ShrinkTo5's Web site discusses the use of the program when copying a DVD under "fair use" terms - i.e., making a backup copy of a DVD that you have purchased (DVDs, of course, are notorious for being sensitive to scratches and other impairments that can totally mess up their ability to play properly). Whether or not fair use - meaning that you have a right to protect what you buy with a backup - applies to DVDs has not been disputed by any court anywhere; it's the copying of copyrighted content that is at issue.
So using Shrinkto5 to backup a home DVD is fine, and the program will not work on its own to convert copyright-protected commercial DVDs (in order to do that you need to download a readily available decryptor add-on for Shrinkto5 called machinist.dll, available on lots of Web sites). Which is why the media companies won't make any attempt to shut down Shrinkto5, as they have with some other copy programs, like DVDXCopy (http://www.dvdxcopy.com).
But we're nobody's fool. The main reason you'd want a program like Shrinkto5 is to shrink a DVD download ripped by a friendly file-sharing buddy that was bigger than the standard 4.7 GB you can record on single sided/single layer standard DVDs, or to copy a commercial movie recorded on a larger format size DVD (a good discussion of the issues involved is available at http://www.cdfreaks.com/article/114).
Shrinkto5 is by no means the only tool available to copy and compress commercial DVDs, as the previous link makes clear - but it is currently the easiest to use, free tool on-line right now. And it's "selling" (or rather, getting downloaded) like hotcakes.
Is it wrong to copy protected movies or music for personal backup/use, or even to give away free to friends?

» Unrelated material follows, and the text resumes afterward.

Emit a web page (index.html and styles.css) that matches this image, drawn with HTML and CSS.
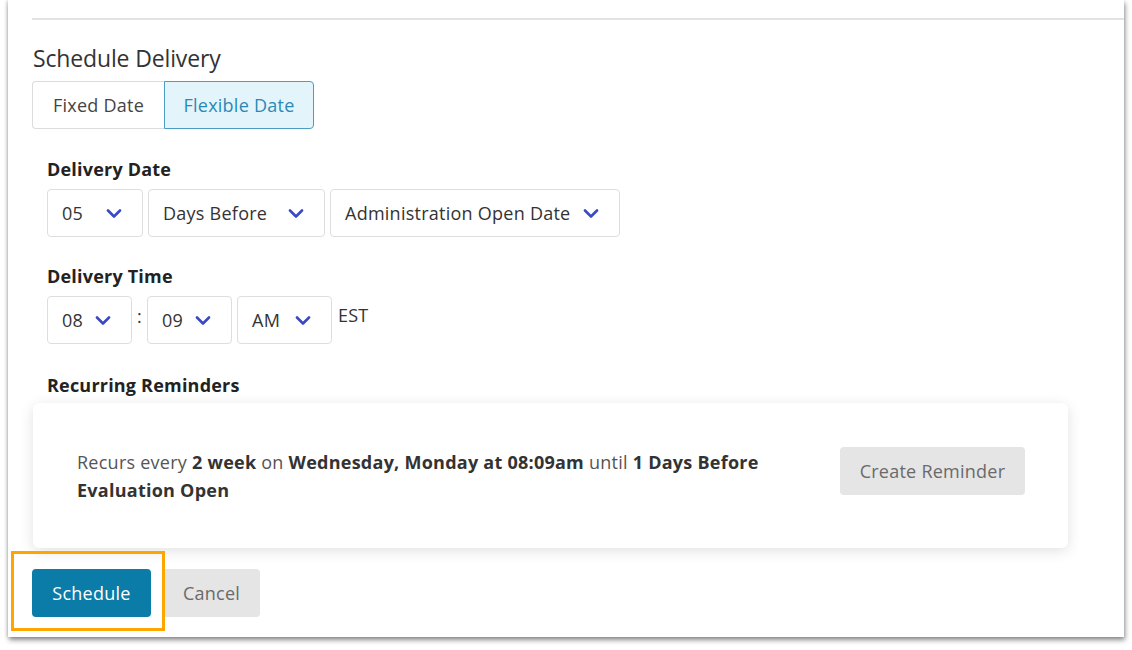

Most of us are familiar with the reasons against the practice, but the issue is by no means clearcut, at least according to groups like the Electronic Freedom Foundation (http://www.eff.org), which makes a point of challenging restrictions to attempts to limit rights of consumers of digital properties.
But there's no question that it's just a matter of time before the movie people get on the bandwagon and figure out ways to accommodate people who want to see the latest movies and are willing to pay - if they can access the movie through the Internet. Eventually, Hollywood is going to set up something like what's available for fans of Indian movies at http://bollywood.tv - where, for a flat monthly fee, you can watch dozens of Bollywood productions on-line.

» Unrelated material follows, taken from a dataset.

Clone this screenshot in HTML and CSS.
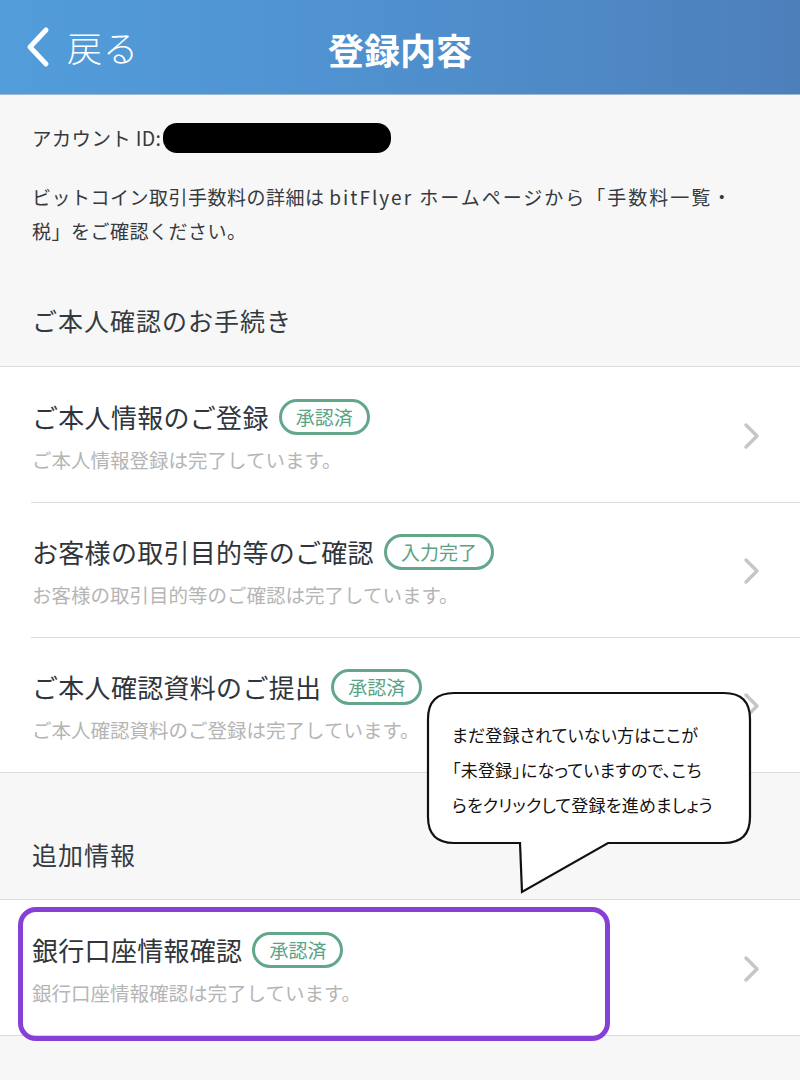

Interestingly, the EFF has defended individuals against Apple, whose iPod, many believe, has done more to abet music downloading than all the computer file sharing programs altogether (given that the iTunes store with its 99 cent songs downloads is the most popular method of filling up those vast gigabytes of iPod space).
But it seems that Apple itself has started to "get it;" with the new video iPod, Apple will be allowing users to download TV shows the morning after they are aired (http://www.apple.com/itunes/download). With broadband a fact in almost every connected household, and programs like Shrinkto5 abounding, it's just a matter of time before you'll have the option of watching the latest Hollywood blockbuster on your TV a week after it's released in the comfort of your own home - without having to shlep down to Blockbuster in order to rent it!